There was a lot of spin going on in Washington, D.C., this week, and not just the political kind. Some of the world's best yo-yo artists, part of Team YoYoJam, performed at the Smithsonian's National Museum of American History. Among them was the reigning world champion, Hirouki Suzuki of Japan.

David Shayt is the curator who oversees the museum's yo-yo collection. He says the ball-and-string contraption is much more popular than some of the others he oversees -- including the noble hammer.

Obviously the yo-you evokes childhood memories for many visitors. But as Shayt points out, the toy has also fascinated businessmen and inventors over the years. It's a marketing tool, and a subject of experimentation. One example: the musical yo-yos created in the 1930s by the Duncan family. Built of metal, with wind vents, they produce a singing sound. D-flat, Shayt thinks.

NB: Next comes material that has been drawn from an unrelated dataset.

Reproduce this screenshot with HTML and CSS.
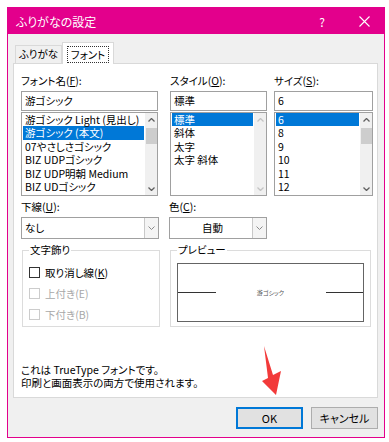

The Smithsonian collection also includes one yo-yo that looks like a hamburger and another that has a winking Buster Brown with his dog. And of course few trips through Americana would be complete without a nod to the real thing: a red-and-white yo-you with the simple inscription "Coca-Cola."

Why is the yo-yo so, so popular?

"Maybe it's because they're impractical," Shayt ventures. "They don't accomplish a lot other than going down and coming back up. Their charm is in their simplicity, in their color, in their marketing, and in their history."